• PROVIDED ENTRIES:

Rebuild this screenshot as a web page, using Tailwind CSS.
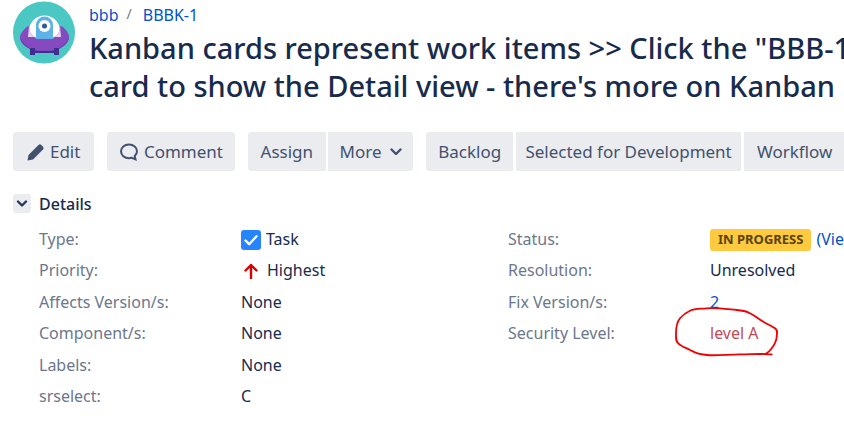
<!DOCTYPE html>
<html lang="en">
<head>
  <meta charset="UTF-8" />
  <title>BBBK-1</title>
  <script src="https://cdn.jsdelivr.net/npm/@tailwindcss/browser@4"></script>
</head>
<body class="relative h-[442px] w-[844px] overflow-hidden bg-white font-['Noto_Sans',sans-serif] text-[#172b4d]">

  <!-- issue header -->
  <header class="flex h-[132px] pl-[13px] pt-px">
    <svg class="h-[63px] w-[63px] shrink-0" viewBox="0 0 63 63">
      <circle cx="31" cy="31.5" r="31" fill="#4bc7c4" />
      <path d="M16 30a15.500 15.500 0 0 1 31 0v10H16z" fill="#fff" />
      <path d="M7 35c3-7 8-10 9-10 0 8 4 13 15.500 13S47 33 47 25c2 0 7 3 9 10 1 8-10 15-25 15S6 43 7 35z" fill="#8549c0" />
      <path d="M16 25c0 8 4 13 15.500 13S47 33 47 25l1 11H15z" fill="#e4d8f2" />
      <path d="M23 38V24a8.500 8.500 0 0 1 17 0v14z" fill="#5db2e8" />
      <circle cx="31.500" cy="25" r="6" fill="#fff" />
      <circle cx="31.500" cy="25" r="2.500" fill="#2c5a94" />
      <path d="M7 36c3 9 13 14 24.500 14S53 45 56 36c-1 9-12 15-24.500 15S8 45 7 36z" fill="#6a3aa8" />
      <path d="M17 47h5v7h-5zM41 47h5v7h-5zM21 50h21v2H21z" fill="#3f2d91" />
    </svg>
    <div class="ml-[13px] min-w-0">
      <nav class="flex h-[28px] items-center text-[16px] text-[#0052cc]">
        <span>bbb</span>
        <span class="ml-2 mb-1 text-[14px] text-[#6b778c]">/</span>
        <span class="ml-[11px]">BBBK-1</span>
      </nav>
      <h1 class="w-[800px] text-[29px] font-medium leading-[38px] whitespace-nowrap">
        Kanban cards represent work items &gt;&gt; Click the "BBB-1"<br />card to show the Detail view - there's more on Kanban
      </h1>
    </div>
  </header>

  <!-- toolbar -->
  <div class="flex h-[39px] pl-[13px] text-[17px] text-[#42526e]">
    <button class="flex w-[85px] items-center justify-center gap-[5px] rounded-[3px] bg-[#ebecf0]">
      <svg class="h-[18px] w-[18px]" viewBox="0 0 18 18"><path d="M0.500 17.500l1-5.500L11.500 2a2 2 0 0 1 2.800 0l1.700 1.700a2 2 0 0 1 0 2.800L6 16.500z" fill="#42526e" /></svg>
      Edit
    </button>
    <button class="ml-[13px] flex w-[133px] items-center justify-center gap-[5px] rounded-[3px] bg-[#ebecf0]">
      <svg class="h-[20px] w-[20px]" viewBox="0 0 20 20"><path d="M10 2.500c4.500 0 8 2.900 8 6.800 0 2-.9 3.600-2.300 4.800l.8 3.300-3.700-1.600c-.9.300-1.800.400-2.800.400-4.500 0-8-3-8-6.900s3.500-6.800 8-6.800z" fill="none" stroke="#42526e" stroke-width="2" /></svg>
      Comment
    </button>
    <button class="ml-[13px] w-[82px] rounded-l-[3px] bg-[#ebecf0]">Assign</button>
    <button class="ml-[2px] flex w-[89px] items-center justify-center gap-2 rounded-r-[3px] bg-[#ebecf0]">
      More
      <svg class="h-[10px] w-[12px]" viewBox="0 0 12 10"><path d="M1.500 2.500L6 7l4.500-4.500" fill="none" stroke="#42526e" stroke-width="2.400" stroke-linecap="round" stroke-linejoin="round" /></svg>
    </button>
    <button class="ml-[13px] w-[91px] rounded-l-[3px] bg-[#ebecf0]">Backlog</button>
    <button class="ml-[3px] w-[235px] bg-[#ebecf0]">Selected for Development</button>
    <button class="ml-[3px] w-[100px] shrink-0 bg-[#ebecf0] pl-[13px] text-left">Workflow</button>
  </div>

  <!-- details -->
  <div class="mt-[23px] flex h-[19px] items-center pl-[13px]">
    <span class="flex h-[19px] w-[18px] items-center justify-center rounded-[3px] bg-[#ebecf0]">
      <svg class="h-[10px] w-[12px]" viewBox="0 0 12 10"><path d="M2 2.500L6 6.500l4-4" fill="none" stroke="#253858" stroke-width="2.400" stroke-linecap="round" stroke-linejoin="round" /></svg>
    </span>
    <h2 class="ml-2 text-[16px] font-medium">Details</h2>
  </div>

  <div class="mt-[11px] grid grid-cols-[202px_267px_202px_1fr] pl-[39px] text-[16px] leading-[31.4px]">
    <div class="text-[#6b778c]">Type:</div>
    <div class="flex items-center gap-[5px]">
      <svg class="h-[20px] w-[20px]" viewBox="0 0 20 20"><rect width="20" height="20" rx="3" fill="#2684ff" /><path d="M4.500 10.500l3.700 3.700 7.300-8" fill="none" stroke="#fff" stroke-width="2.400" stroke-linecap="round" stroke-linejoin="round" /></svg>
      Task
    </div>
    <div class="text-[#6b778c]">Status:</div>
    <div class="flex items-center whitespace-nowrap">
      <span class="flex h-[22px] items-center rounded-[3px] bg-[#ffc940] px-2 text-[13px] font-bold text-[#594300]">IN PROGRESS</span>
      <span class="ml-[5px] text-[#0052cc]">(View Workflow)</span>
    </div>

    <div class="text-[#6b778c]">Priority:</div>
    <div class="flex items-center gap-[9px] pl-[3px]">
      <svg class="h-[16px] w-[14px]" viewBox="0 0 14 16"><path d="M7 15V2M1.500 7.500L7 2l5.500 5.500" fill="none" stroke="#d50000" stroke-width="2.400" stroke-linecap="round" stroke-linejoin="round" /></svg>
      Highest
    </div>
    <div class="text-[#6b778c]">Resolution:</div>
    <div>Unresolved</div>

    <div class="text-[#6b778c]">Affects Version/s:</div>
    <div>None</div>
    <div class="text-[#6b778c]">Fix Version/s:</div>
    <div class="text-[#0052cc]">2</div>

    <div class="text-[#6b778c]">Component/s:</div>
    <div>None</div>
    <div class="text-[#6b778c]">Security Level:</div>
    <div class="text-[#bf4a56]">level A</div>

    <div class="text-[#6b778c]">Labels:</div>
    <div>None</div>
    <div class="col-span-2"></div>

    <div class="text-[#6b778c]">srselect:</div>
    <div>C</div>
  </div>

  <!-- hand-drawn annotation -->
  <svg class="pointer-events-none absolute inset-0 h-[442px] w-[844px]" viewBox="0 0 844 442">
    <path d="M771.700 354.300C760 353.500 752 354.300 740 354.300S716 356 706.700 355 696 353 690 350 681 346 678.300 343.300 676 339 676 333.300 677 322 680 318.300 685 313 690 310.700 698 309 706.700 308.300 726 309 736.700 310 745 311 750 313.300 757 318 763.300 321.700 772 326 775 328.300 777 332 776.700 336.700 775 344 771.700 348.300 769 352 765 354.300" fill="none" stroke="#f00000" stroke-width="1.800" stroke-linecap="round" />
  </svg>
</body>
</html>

==

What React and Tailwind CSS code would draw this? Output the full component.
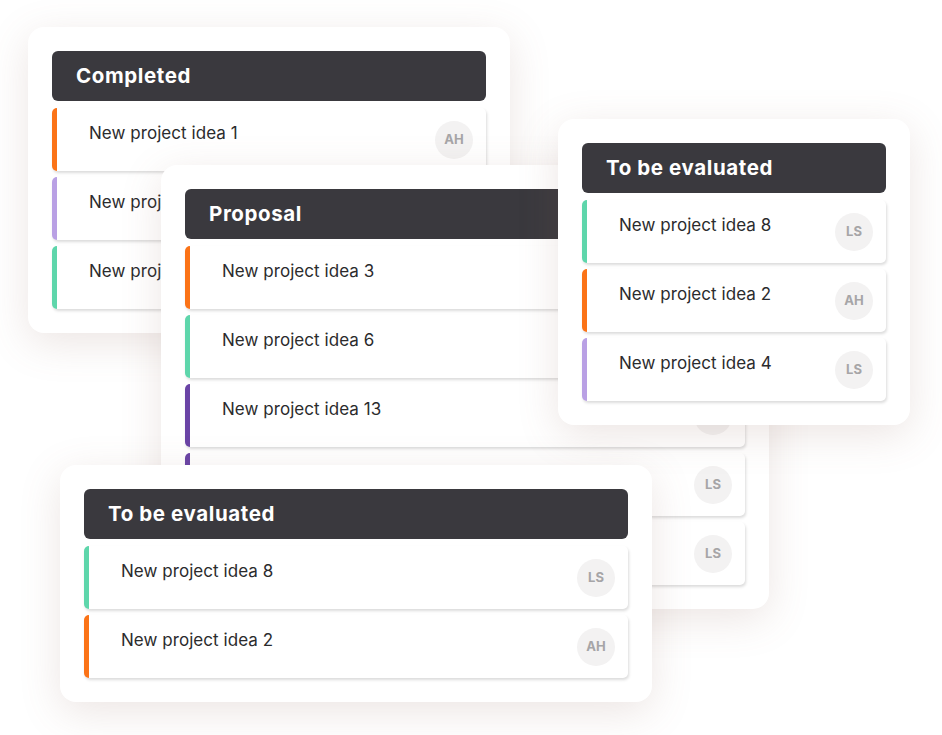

• YOUR GOAL:
Repeat exactly, and only, the entries from the line with "Rebuild this screenshot" through the line with "h-[442px] w-[844px] overflow-hidden". Pictures are skipped.

• EXERCISE RESPONSE:
Rebuild this screenshot as a web page, using Tailwind CSS.
<!DOCTYPE html>
<html lang="en">
<head>
  <meta charset="UTF-8" />
  <title>BBBK-1</title>
  <script src="https://cdn.jsdelivr.net/npm/@tailwindcss/browser@4"></script>
</head>
<body class="relative h-[442px] w-[844px] overflow-hidden bg-white font-['Noto_Sans',sans-serif] text-[#172b4d]">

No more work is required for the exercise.